Завтракает Мосяцкий в кафе «Спорт», обедает в ресторане «Динамо». Из закусок предпочитает салат «оливье». Что касается спортивных задач возглавляемого им общества, об оных имеет весьма смутное представление.
Владимир ДУГАНОВ. Он же дядя Вова. Мастер биты. Добился больших успехов в борьбе с двумя городошными фигурами: "бабушка в окошке" и «гуси-лебеди». В этом году дядя Вова выбил в общей сложности 2 540 городков и выпил 3 780 кружек пива. Это про него спортсмены сложили песенку:
Аполлон Игнатьевич КУРОСЛЕПОВ. Руководитель секции спортивных игр. Держится на руководящей должности главным образом из-за красивого почерка. Аполлон Игнатьевич является автором ста протестов и двухсот челобитных. Бурная каллиграфическая деятельность Курослепова свидетельствует о том, что руководящие деятели спортивного общества «Круг» не прочь компенсировать свои неудачи на зеленом поле более легкими победами за зеленым сукном всяких конфликтных комиссий.
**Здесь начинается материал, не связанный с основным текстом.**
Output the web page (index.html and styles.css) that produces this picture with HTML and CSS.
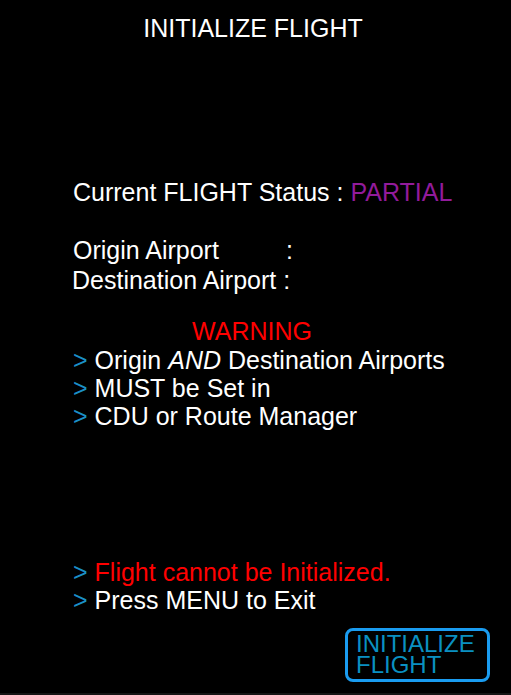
FILE: index.html
```html
<!DOCTYPE html>
<html>
<head>
<meta charset="utf-8">
<link rel="stylesheet" href="styles.css">
</head>
<body>
<div class="screen">
  <div class="title">INITIALIZE FLIGHT</div>
  <div class="status">Current FLIGHT Status : <span class="purple">PARTIAL</span></div>
  <div class="airports">
    <div class="row origin"><span class="label">Origin Airport</span>:</div>
    <div class="row dest">Destination Airport :</div>
  </div>
  <div class="warning">WARNING</div>
  <div class="list">
    <div class="item"><span class="chev">&gt;</span> Origin <i>AND</i> Destination Airports</div>
    <div class="item"><span class="chev">&gt;</span> MUST be Set in</div>
    <div class="item"><span class="chev">&gt;</span> CDU or Route Manager</div>
  </div>
  <div class="list bottom">
    <div class="item"><span class="chev">&gt;</span> <span class="red">Flight cannot be Initialized.</span></div>
    <div class="item"><span class="chev">&gt;</span> Press MENU to Exit</div>
  </div>
  <div class="btnrow">
    <div class="btn"><div class="btnline">INITIALIZE</div><div class="btnline">FLIGHT</div></div>
  </div>
</div>
</body>
</html>
```
FILE: styles.css
```css
html, body {
  margin: 0;
  padding: 0;
  background: #000;
}
.screen {
  width: 511px;
  height: 693px;
  background: #000;
  border-bottom: 2px solid #151515;
  display: flex;
  flex-direction: column;
  font-family: "Liberation Sans", Arial, sans-serif;
  font-size: 25px;
  line-height: 28px;
  color: #fff;
  overflow: hidden;
}
.title {
  margin-top: 14px;
  text-align: center;
  padding-right: 5px;
}
.status {
  margin-top: 136px;
  padding-left: 73px;
}
.purple { color: #921b9b; }
.airports {
  margin-top: 30px;
  padding-left: 73px;
  display: flex;
  flex-direction: column;
  gap: 2px;
}
.label {
  display: inline-block;
  width: 213px;
}
.dest { margin-left: -1px; }
.warning {
  margin-top: 23px;
  color: #ff0000;
  text-align: center;
  padding-right: 7px;
}
.list {
  margin-top: 1px;
  padding-left: 73px;
}
.list.bottom {
  margin-top: 128px;
}
.chev {
  color: #1b8fc7;
}
.red { color: #ff0000; }
.btnrow {
  margin-top: 14px;
  display: flex;
  justify-content: flex-end;
  padding-right: 21px;
}
.btn {
  width: 131px;
  height: 46px;
  border: 3px solid #1a9cf0;
  border-radius: 8px;
  color: #0a90c2;
  font-size: 24px;
  padding: 2px 0 0 8px;
  display: flex;
  flex-direction: column;
}
.btnline {
  height: 21px;
  line-height: 21px;
}
```
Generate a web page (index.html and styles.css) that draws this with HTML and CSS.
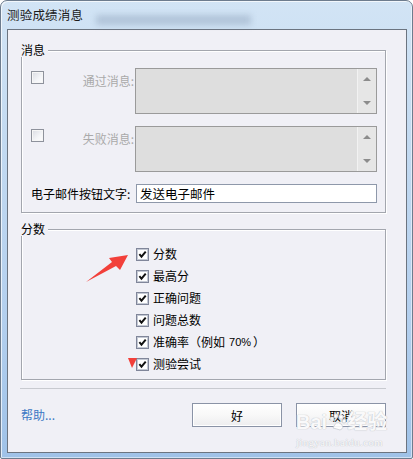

Умер Курослепов на посту главного судьи соревнований по плаванию. Солнечное утро никак не предвещало трагической развязки. Аполлон Игнатьевич за пять минут до начала матча выехал на лодке к пловцам, чтобы дать им кое-какие руководящие указания. Однако в самый патетический момент речи Курослепова легкая, шальная волна ударила в борт лодки. Аполлон Игнатьевич пошел ко дну, прежде чем ему успели оказать помощь. Как выяснилось потом, главный судья по плаванию сам не умел плавать не только кролем или баттерфляем, но даже простыми саженками.
Артем СВИСТУНОВ. Судья. При судействе имел обыкновение ориентироваться не на футбольные правила, а на ныне уже покойного руководящего товарища Курослепова. Ввиду того, что своего собственного мнения Свистунов никогда не имел, он всегда подсуживал той команде, к которой благоволил Аполлон Игнатьевич.
Артему Свистунову принадлежит нижеследующий афоризм: "Для того, чтобы выигрыш стал проигрышем, нужно за пять минут до конца матча свистнуть три неправильных "вне игры" и назначить всего один сомнительный одиннадцатиметровый удар".
Краткой характеристикой Свистунова мы заканчиваем смотр спортивных неудачников.